What to work on
Search the material for the string "this" and copy each line where it occurs.

Provided entries
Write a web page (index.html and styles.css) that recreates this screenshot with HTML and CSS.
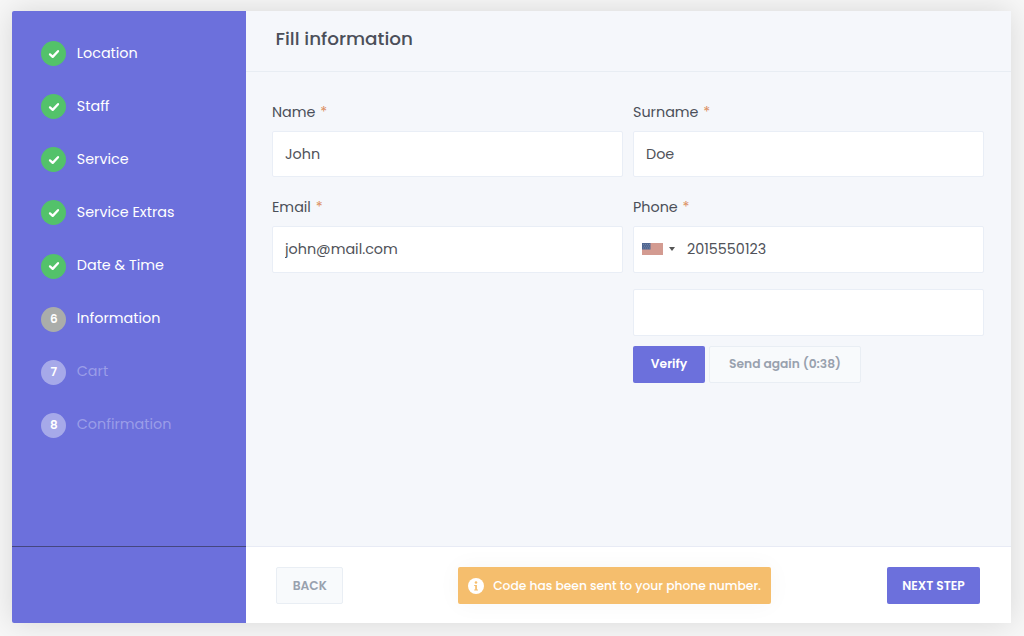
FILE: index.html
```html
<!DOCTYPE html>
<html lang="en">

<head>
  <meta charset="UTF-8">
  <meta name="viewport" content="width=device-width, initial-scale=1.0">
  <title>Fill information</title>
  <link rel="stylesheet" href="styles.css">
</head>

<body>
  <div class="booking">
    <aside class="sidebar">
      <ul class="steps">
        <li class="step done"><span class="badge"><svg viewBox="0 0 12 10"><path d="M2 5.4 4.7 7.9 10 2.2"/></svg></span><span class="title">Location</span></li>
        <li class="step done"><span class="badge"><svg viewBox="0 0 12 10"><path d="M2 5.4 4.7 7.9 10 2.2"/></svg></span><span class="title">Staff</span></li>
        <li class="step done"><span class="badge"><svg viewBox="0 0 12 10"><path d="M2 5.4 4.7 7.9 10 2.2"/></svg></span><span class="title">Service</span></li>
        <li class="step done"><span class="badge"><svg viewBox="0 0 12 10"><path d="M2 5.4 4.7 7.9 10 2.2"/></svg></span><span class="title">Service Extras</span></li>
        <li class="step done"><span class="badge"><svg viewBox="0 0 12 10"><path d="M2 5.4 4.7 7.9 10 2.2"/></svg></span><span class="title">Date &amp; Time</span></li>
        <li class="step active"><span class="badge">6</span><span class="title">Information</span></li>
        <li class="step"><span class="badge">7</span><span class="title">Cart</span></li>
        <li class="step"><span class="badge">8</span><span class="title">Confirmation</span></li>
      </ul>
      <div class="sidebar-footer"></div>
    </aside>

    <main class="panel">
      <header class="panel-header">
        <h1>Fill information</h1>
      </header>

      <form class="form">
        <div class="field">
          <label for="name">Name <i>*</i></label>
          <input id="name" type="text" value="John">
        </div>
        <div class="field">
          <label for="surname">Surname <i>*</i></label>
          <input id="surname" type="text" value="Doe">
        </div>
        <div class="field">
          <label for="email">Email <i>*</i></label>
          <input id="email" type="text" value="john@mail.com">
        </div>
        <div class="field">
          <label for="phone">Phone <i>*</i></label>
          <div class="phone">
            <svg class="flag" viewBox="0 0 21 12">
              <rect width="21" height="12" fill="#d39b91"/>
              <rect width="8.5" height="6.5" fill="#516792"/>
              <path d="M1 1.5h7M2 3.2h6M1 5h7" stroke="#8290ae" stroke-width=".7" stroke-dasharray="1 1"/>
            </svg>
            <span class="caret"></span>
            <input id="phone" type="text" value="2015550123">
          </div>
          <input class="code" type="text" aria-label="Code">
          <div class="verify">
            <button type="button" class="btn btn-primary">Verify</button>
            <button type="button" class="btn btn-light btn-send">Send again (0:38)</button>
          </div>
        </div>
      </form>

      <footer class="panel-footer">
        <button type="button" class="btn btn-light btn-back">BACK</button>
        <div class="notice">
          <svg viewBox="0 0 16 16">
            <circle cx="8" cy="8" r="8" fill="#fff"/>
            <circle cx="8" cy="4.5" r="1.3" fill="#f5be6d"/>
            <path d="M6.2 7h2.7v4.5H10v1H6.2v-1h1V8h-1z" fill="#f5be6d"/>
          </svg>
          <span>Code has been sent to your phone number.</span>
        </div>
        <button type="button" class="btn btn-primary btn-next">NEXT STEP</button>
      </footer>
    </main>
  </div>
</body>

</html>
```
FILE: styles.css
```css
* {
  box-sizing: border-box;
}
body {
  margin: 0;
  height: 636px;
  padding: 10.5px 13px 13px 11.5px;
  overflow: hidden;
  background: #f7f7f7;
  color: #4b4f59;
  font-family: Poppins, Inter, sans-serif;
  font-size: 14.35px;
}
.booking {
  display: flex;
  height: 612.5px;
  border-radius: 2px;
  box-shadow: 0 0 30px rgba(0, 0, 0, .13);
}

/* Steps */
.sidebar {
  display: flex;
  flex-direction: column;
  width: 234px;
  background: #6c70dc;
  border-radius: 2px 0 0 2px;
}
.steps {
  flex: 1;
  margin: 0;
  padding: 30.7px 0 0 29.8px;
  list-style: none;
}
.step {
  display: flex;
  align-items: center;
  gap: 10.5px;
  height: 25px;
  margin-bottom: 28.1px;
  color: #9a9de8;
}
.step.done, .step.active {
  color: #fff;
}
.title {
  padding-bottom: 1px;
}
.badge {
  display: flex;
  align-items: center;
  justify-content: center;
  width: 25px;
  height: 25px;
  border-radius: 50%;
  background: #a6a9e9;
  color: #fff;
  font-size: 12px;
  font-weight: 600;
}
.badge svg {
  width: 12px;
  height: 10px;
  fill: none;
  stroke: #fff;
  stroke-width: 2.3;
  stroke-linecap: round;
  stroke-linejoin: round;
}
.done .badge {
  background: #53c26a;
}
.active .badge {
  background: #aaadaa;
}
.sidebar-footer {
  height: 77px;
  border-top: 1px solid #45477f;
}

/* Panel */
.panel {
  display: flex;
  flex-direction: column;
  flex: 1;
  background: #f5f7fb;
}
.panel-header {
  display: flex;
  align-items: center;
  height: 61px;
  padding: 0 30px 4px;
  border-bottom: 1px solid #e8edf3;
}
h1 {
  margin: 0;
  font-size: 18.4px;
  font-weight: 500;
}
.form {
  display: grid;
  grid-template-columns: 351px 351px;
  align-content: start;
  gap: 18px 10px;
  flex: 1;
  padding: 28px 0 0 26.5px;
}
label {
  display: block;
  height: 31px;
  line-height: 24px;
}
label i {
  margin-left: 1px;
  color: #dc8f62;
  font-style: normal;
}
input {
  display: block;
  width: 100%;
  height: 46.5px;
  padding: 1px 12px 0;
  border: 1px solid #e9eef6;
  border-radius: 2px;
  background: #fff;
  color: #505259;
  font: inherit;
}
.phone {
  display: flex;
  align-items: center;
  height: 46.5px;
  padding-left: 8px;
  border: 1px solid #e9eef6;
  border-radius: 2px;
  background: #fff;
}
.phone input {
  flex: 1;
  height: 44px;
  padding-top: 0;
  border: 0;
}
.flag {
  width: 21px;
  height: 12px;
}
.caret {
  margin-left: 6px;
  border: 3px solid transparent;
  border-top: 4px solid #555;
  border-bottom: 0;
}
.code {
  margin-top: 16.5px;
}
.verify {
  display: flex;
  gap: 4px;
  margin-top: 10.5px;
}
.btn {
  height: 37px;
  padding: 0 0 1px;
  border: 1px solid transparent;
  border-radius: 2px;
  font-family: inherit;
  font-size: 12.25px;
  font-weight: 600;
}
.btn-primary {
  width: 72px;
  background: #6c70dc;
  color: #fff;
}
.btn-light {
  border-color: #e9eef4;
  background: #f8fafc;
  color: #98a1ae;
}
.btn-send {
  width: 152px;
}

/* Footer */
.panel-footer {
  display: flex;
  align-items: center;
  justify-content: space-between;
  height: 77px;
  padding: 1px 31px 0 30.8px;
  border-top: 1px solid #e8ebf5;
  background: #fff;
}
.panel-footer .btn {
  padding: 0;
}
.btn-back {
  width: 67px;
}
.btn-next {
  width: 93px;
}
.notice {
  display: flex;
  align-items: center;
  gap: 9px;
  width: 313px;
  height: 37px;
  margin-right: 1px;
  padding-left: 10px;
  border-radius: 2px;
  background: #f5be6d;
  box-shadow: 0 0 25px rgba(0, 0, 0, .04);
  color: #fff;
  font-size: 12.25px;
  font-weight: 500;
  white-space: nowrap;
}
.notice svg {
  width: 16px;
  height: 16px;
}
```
---
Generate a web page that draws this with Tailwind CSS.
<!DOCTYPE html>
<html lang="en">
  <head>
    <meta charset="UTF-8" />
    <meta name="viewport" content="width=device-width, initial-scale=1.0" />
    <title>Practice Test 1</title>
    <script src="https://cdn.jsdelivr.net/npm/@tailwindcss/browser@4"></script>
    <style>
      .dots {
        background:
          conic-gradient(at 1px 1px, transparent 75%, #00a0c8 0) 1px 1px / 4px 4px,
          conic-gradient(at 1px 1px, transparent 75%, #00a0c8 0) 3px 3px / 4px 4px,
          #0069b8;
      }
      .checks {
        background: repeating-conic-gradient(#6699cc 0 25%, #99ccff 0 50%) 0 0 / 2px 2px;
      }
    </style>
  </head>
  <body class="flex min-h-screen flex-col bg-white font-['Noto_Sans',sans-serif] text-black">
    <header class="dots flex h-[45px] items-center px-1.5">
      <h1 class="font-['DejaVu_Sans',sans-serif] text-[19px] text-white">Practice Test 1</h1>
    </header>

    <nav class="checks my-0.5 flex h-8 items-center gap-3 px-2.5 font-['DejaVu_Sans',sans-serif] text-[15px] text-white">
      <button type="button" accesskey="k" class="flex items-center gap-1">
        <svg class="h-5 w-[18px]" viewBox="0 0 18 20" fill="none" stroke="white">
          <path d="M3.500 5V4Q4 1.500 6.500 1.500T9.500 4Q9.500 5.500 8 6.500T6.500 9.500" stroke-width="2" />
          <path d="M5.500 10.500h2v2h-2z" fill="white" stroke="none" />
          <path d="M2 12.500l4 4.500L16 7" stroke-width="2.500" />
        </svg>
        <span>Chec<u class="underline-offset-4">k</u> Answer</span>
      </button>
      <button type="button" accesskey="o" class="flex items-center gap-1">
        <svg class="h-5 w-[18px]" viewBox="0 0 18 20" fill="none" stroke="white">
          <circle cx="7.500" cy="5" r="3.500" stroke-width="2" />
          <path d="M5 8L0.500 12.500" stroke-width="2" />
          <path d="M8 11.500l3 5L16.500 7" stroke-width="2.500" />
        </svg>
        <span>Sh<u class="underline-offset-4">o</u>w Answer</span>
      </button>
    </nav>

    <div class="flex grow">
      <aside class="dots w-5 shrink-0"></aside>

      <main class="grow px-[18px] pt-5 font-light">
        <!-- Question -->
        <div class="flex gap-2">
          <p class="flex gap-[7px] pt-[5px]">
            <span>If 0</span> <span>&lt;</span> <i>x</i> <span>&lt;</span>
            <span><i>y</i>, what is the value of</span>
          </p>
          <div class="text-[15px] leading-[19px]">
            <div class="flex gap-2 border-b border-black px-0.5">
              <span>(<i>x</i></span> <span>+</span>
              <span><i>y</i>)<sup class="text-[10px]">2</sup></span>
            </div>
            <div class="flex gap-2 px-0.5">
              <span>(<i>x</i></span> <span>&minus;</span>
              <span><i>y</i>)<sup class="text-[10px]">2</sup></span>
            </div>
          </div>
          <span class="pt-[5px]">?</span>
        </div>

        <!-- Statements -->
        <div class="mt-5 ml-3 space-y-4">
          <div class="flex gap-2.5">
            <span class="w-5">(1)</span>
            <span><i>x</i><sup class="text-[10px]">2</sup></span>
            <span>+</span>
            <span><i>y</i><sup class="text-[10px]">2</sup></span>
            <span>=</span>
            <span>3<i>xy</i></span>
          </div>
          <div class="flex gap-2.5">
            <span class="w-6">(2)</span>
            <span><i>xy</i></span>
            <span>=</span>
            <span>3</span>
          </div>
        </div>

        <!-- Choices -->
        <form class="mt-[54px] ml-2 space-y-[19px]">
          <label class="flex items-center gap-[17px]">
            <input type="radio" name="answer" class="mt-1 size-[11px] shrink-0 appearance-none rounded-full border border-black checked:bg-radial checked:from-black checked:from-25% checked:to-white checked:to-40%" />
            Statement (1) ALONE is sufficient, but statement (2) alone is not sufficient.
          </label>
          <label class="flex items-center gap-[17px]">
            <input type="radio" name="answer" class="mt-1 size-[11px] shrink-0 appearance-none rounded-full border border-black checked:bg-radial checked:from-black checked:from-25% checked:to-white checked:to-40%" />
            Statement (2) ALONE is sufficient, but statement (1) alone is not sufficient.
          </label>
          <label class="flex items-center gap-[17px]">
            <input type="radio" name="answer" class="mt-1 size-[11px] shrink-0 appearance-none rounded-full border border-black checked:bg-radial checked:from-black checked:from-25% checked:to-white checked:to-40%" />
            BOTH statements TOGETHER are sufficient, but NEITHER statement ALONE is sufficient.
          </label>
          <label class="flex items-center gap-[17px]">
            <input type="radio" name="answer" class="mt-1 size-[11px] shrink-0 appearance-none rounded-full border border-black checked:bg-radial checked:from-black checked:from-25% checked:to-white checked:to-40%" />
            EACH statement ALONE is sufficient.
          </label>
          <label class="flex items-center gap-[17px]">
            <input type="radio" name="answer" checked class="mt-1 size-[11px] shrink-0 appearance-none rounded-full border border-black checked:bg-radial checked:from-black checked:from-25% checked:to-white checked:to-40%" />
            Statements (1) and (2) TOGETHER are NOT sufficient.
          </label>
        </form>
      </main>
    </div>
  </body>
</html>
* * *
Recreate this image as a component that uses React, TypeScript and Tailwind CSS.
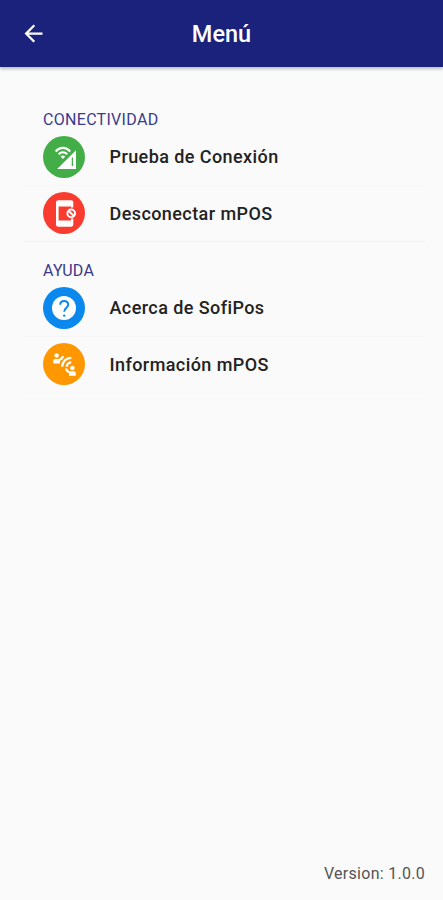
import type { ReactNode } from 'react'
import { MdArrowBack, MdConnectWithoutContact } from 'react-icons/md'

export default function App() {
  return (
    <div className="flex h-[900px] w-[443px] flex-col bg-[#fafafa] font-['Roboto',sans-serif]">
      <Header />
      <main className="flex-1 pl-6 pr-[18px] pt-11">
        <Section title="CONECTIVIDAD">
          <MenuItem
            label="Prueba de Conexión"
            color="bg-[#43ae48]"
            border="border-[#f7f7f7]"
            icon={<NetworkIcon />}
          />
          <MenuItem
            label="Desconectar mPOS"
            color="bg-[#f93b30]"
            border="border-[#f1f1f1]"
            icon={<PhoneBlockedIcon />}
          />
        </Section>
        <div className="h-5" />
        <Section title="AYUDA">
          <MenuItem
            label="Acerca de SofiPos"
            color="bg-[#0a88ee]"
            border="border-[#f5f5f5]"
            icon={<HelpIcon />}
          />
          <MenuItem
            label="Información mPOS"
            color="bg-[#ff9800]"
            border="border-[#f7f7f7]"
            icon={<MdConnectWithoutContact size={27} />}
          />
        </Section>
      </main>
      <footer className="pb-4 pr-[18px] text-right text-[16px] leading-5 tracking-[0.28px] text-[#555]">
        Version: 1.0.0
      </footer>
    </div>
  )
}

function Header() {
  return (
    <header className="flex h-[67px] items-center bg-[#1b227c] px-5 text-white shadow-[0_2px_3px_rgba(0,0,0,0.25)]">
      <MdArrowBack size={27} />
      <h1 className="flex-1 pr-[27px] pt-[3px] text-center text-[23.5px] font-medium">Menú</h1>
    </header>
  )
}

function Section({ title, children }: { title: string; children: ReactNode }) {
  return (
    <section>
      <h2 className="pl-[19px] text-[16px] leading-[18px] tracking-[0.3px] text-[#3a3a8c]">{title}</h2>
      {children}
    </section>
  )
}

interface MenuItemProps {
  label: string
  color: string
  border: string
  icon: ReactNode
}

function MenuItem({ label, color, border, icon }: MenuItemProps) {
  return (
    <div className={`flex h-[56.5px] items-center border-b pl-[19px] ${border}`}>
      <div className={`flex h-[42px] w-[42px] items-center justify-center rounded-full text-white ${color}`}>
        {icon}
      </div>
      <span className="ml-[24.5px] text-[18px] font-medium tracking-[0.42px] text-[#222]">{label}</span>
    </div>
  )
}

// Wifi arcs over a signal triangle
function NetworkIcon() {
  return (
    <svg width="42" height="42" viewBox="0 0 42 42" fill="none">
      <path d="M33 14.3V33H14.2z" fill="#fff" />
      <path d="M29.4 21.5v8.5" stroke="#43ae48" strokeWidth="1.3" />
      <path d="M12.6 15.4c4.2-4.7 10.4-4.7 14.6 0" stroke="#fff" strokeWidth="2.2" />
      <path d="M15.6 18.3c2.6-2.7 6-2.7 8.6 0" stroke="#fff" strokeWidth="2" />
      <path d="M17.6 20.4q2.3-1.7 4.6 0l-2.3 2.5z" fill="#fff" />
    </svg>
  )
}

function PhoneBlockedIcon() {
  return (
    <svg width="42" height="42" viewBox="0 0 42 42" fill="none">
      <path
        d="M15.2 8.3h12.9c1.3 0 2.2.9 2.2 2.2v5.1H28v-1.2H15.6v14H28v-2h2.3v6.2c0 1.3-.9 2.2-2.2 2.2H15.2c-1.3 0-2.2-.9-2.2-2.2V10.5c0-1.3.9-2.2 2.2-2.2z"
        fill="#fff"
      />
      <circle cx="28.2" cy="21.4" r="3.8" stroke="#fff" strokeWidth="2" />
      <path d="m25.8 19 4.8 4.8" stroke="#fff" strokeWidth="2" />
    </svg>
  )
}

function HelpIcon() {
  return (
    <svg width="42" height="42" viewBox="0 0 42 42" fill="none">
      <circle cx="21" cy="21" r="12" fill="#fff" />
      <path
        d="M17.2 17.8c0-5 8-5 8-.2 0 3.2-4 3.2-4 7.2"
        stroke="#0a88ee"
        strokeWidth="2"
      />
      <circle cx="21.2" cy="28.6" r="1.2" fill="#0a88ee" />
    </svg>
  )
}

Answer to the problem
Write a web page (index.html and styles.css) that recreates this screenshot with HTML and CSS.
Generate a web page that draws this with Tailwind CSS.
Recreate this image as a component that uses React, TypeScript and Tailwind CSS.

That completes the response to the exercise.